Testing suite for ocr-tools and libraries controlled by a nodejs application.
Features
- Reading folders of files and parse them in one call of the software
- (planned) double, tripple keying methods with different ocr-softwares
- (planned) optimal ocr-parametrization for best results
- (planned) verification with
- (planned) classify ocr output content to a standardized readable form
Install Node.js
In command line, go to project folder and type:
npm install
Also initialize submodules, since tesseract-ocr is an independent git repository:
git submodule update --init --recursive
Then in node_modules_custom, initialize npm in subdirectories:
npm install (could be that this is already triggered in root directory, when you type npm install after submodule update)
The project was written in Visual Studio Code, so if you are a developer it's recomended to use it (Download)
There is also hard dependency on the ocr-tools used within this tool. At the moment tesseract is used. Others will follow, probably ocropus next.

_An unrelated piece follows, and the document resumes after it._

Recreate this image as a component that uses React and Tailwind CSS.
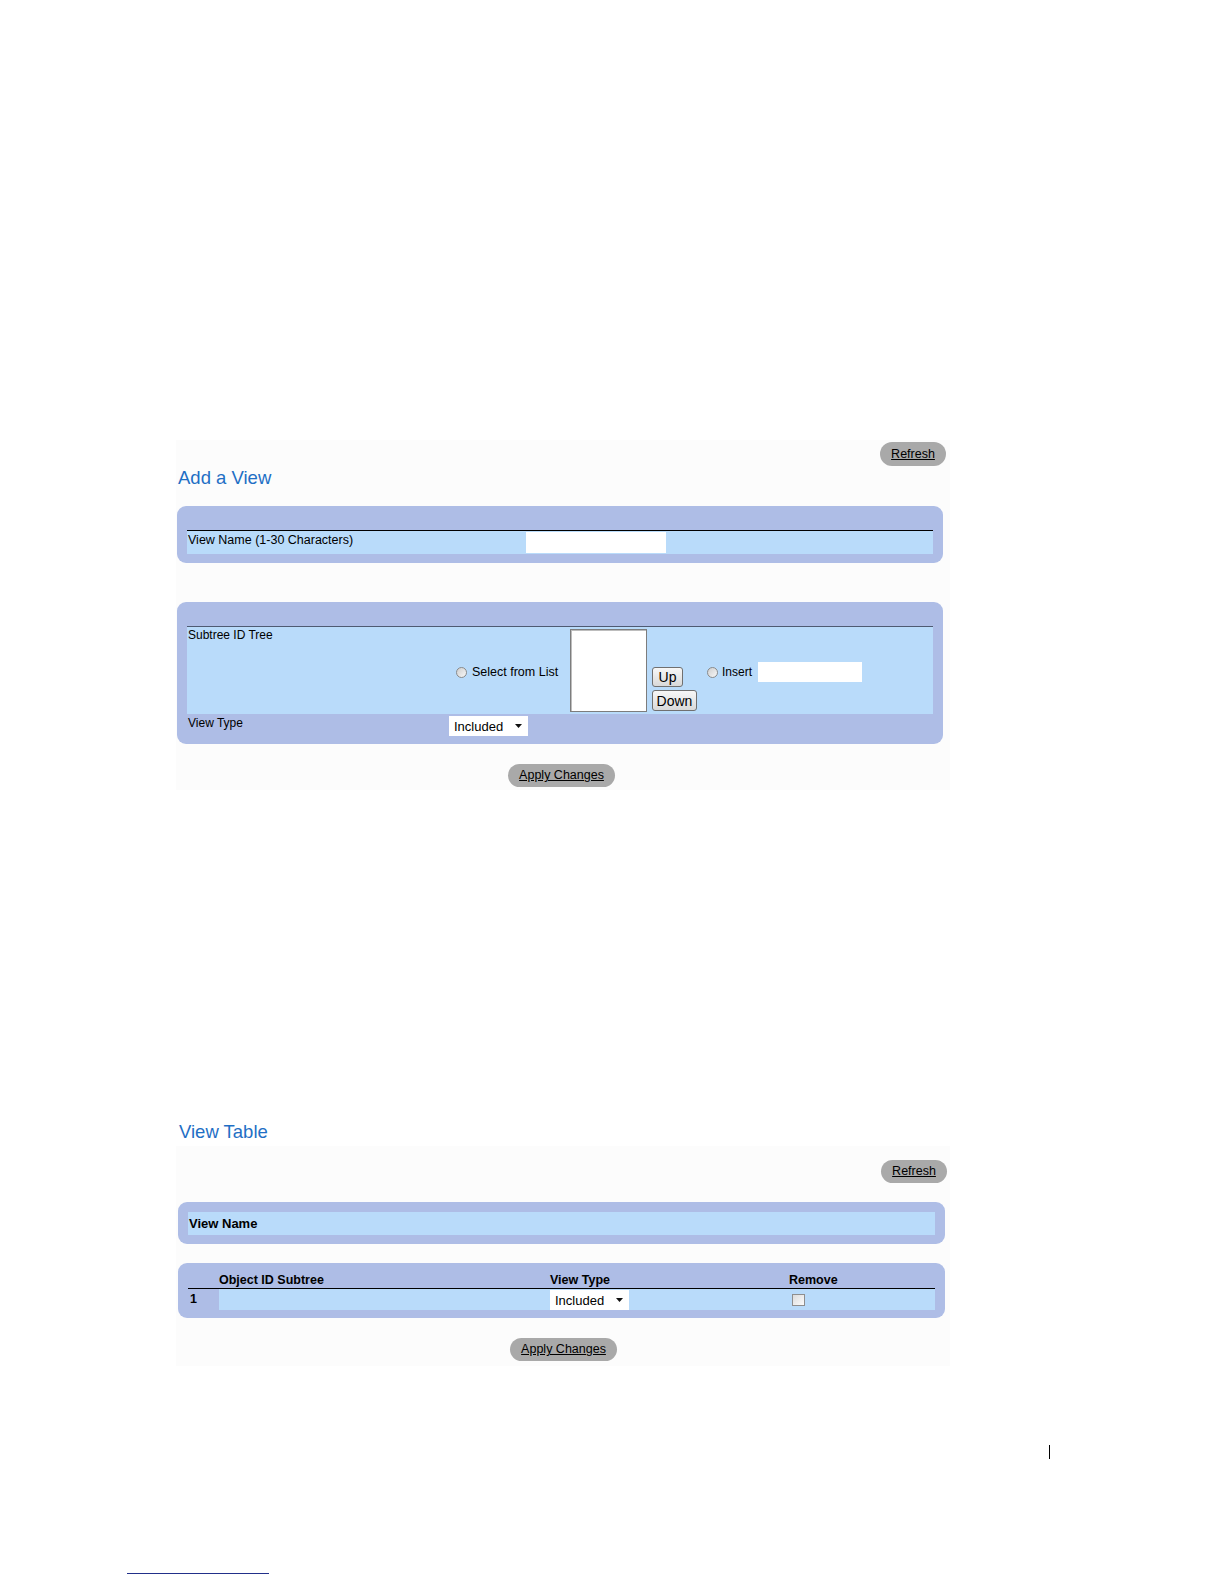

Usage: $node app.js [options]
Options:
-o, --outputdir <dir> Output directory
-i, --inputdir <dir> Input directory with html files
-f, --inputfiles <files> Input files
-h, --help output usage information
The standard for using the software is:
node app.js --inputfiles path\\to\\html\\file.html
node app.js --inputdir path\\to\\html\\directory
If you use visual-studio-code you can use the launch.json in .vscode-folder to run from vscode with specified parameters. It provides some basic examples which can be commented in.